Wasque, that windswept, wild corner of Chappaquiddick, is a land of change. Wasque means something different for all of us. For some it means swimming, fishing or beach walks. But for me it means change.
I managed Wasque for more than 30 years for The Trustees of Reservations. Over those three decades I met many folks — salt of the earth kind of folks who loved Wasque and knew it like the back of the hand.
Sue and Jerry Wacks are those kind of people. And this past weekend they lost a part of their spirit when their summer home on Wasque had to be demolished. Finally the eroding beach and cliff took their cottage. Much like the sea claimed Henry Beston’s historic Outermost House in Eastham, the sea cares not who owns the house.
How could this happen? In 1991 I remember standing near the Wacks house with Dave Belcher, behind the old Wasque tire deflation lot, looking at the 1,300 feet that separated us from the crashing surf at Wasque. Five hundred feet of that distance was solid upland cliffs and rolling grasslands. The upland was dirt composed of ancient glacial till — sand, rocks and clay. Solid ground. The final 800 feet of separation was made up of barrier beach sand and majestic primary and secondary dunes which protected the uplands from coastal erosion from the ever-present wind, rain and pounding surf.
That was in early summer, 1991. This past weekend all 1,300 feet of that protective beach, cliffs and upland (about the height of the Empire State Building if it was laid on its side) were gone, and along with it a treasured summer sanctuary of respite for the Wacks family.
As much as we loved what we saw at Wasque on that early morning in 1991, we knew it would change. Ephemeral, ever-changing Wasque was on the move. In fact it’s always been on the move, but we sometimes can’t see the change. We enjoy the beach and the walk along the dirt roads, marveling at the bluebirds in their birdhouses and the harriers gliding over the dunes and huckleberry. We live in the moment, but not at Wasque. Oh no, not at Wasque.
This was all brought home to me in the early 2000s during a conversation with my dear friend, the late Edo Potter. She pointed to the ocean beyond the nearby surf line in front of us and said: “I used to ride my horse along the Wasque shoreline when I was 15 years old.

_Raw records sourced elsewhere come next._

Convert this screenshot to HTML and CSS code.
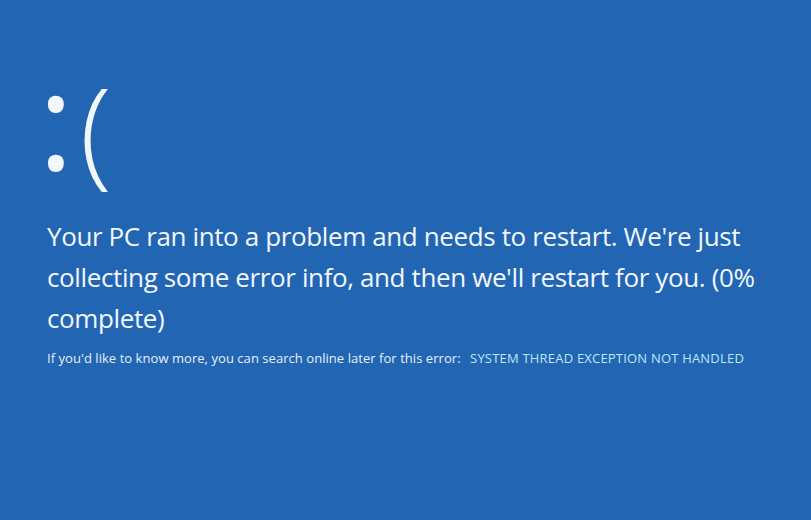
FILE: index.html
```html
<!DOCTYPE html>
<html>
<head>
<meta charset="utf-8">
<link rel="stylesheet" href="styles.css">
</head>
<body>
<main class="screen">
  <div class="face"><span class="colon">:</span><span class="paren">(</span></div>
  <p class="message">Your PC ran into a problem and needs to restart. We're just collecting some error info, and then we'll restart for you. (0% complete)</p>
  <p class="details">If you'd like to know more, you can search online later for this error: <span class="code">SYSTEM THREAD EXCEPTION NOT HANDLED</span></p>
</main>
</body>
</html>
```
FILE: styles.css
```css
html, body {
  margin: 0;
  padding: 0;
  background: #2266b3;
  height: 100%;
}
.screen {
  box-sizing: border-box;
  width: 811px;
  height: 520px;
  background: #2266b3;
  padding: 53px 30px 0 47px;
  font-family: "Open Sans", "Noto Sans", sans-serif;
  color: #f2f7fc;
}
.face {
  font-size: 118px;
  line-height: 150px;
  height: 163px;
  margin: 0;
}
.colon {
  font-size: 136px;
  line-height: 60px;
  font-weight: 400;
  margin-left: -9px;
  vertical-align: 3px;
}
.paren {
  font-weight: 300;
  margin-left: 6px;
}
.message {
  font-size: 26px;
  letter-spacing: -0.38px;
  line-height: 41px;
  margin: 0;
  max-width: 730px;
}
.details {
  font-size: 13px;
  letter-spacing: 0.05px;
  margin: 10px 0 0 0;
  color: #e6eef8;
}
.code {
  color: #bfe6f5;
  margin-left: 6px;
  letter-spacing: 0.2px;
}
```
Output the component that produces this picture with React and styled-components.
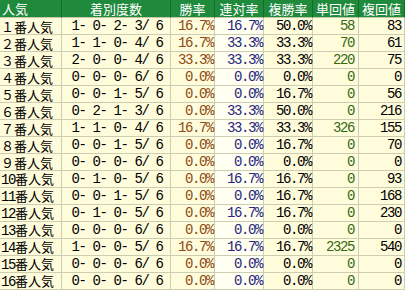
import React from "react";
import styled, { createGlobalStyle } from "styled-components";

const GlobalStyle = createGlobalStyle`
  html, body {
    margin: 0;
    padding: 0;
    background: #ffffff;
  }
`;

const rows = [
  ["１", "1- 0- 2- 3/ 6", "16.7%", "16.7%", "50.0%", "58", "83"],
  ["２", "1- 1- 0- 4/ 6", "16.7%", "33.3%", "33.3%", "70", "61"],
  ["３", "2- 0- 0- 4/ 6", "33.3%", "33.3%", "33.3%", "220", "75"],
  ["４", "0- 0- 0- 6/ 6", "0.0%", "0.0%", "0.0%", "0", "0"],
  ["５", "0- 0- 1- 5/ 6", "0.0%", "0.0%", "16.7%", "0", "56"],
  ["６", "0- 2- 1- 3/ 6", "0.0%", "33.3%", "50.0%", "0", "216"],
  ["７", "1- 1- 0- 4/ 6", "16.7%", "33.3%", "33.3%", "326", "155"],
  ["８", "0- 0- 1- 5/ 6", "0.0%", "0.0%", "16.7%", "0", "70"],
  ["９", "0- 0- 0- 6/ 6", "0.0%", "0.0%", "0.0%", "0", "0"],
  ["10", "0- 1- 0- 5/ 6", "0.0%", "16.7%", "16.7%", "0", "93"],
  ["11", "0- 0- 1- 5/ 6", "0.0%", "0.0%", "16.7%", "0", "168"],
  ["12", "0- 1- 0- 5/ 6", "0.0%", "16.7%", "16.7%", "0", "230"],
  ["13", "0- 0- 0- 6/ 6", "0.0%", "0.0%", "0.0%", "0", "0"],
  ["14", "1- 0- 0- 5/ 6", "16.7%", "16.7%", "16.7%", "2325", "540"],
  ["15", "0- 0- 0- 6/ 6", "0.0%", "0.0%", "0.0%", "0", "0"],
  ["16", "0- 0- 0- 6/ 6", "0.0%", "0.0%", "0.0%", "0", "0"],
];

const headers = ["人気", "着別度数", "勝率", "連対率", "複勝率", "単回値", "複回値"];

const Grid = styled.div`
  display: grid;
  grid-template-columns: 62px 109px 44px 49px 49px 46px 46px;
  grid-template-rows: 18px;
  grid-auto-rows: 17px;
  width: 405px;
  font-family: "Noto Sans CJK JP", sans-serif;
  font-size: 13px;
`;

const Head = styled.div`
  box-sizing: border-box;
  display: flex;
  align-items: center;
  justify-content: ${(p) => (p.$left ? "flex-start" : "center")};
  background: #1f8a3c;
  color: #ffffff;
  border-right: 1px solid #176b2d;
  border-bottom: 1px solid #c8c8a8;
  line-height: 15px;
  padding-left: ${(p) => (p.$left ? "2px" : "0")};
  white-space: nowrap;
`;

const Cell = styled.div`
  box-sizing: border-box;
  display: flex;
  align-items: center;
  justify-content: ${(p) => p.$justify || "flex-end"};
  background: ${(p) => p.$bg || "#fffcdc"};
  color: ${(p) => p.$color || "#000000"};
  border-right: 1px solid #cdcdb2;
  border-bottom: 1px solid #cdcdb2;
  line-height: 15px;
  white-space: nowrap;
  padding-right: ${(p) => p.$pr || "0"};
  padding-left: ${(p) => p.$pl || "0"};
`;

const Mono = styled.span`
  font-family: "Liberation Mono", monospace;
  font-size: 14px;
  letter-spacing: -1.4px;
  white-space: pre;
`;

export default function App() {
  return (
    <>
      <GlobalStyle />
      <Grid>
        {headers.map((h, i) => (
          <Head key={h} $left={i === 0}>
            {h}
          </Head>
        ))}
        {rows.map((r) => (
          <React.Fragment key={r[0]}>
            <Cell $justify="flex-start" $pl="1px">
              <span>
                {r[0].length === 1 ? r[0] : <Mono>{r[0]}</Mono>}
                番人気
              </span>
            </Cell>
            <Cell $justify="center" $pl="2px">
              <Mono>{r[1]}</Mono>
            </Cell>
            <Cell $color="#8b4a14" $pr="1px">
              <Mono>{r[2]}</Mono>
            </Cell>
            <Cell $color="#26267e" $bg="#fffff2" $pr="1px">
              <Mono>{r[3]}</Mono>
            </Cell>
            <Cell $pr="1px">
              <Mono>{r[4]}</Mono>
            </Cell>
            <Cell $color="#336a12" $pr="4px">
              <Mono>{r[5]}</Mono>
            </Cell>
            <Cell $pr="3px">
              <Mono>{r[6]}</Mono>
            </Cell>
          </React.Fragment>
        ))}
      </Grid>
    </>
  );
}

That was a more than a quarter mile offshore of where we are now standing.”
Scientists remind us that Wasque is losing approximately 15 feet of shoreline annually. Standing on the beach it’s hard to imagine that kind of loss.
In 2007, for the first time in more than 40 years, a breach in the barrier beach at Norton Point drove home the point that even more change to Wasque was happening. At times Bob Gilkes, a former Chappy ferry captain, commercial shellfisherman and harbor master, would measure the rate of erosion. Bob, who has since left us, had an inquisitive nature and he along with Martha’s Vineyard Commission cartographer Chris Seidel, wanted to see and document the change at Wasque. So he set up datum points and carefully measured and photographed the changes to the beach and upland cliffs. One day he came to me with a look of astonishment and said: “I’m now measuring cliff loss at Wasque point of more than one foot per day!” Wasque was changing before our eyes.
The well-meaning among us cry, “Do something!” But what? Should we armor the coastline with jetties, artificial reefs, supplemental sand, steel bulkheads, or do we look at the landscape as a whole and make strategic decisions about critical coastal priorities?
In a 2016 article on coastal erosion the Gazette wrote (quoting me): “When the next breach will occur is anyone’s guess, but Mr. Kennedy is hedging his bets. ‘It will almost certainly be sooner than the 40-year gap that we saw last time,’ he said, noting that houses along the shore can’t be moved back forever. ‘It behooves us to ask, what is plan B?’”
On Dec. 27, 2022 a new breach occurred on the Chappy end of Norton Point, spelling the end of the final chapter for the Wacks family summer sanctuary.
Here we are in 2023 and the rate of sea level rise has increased. Houses have been lost to the sea and will continue to be lost to the sea. And I still wonder: when will we accept that sea level rise is happening? And what is plan B?
Chris Kennedy lives in Provincetown.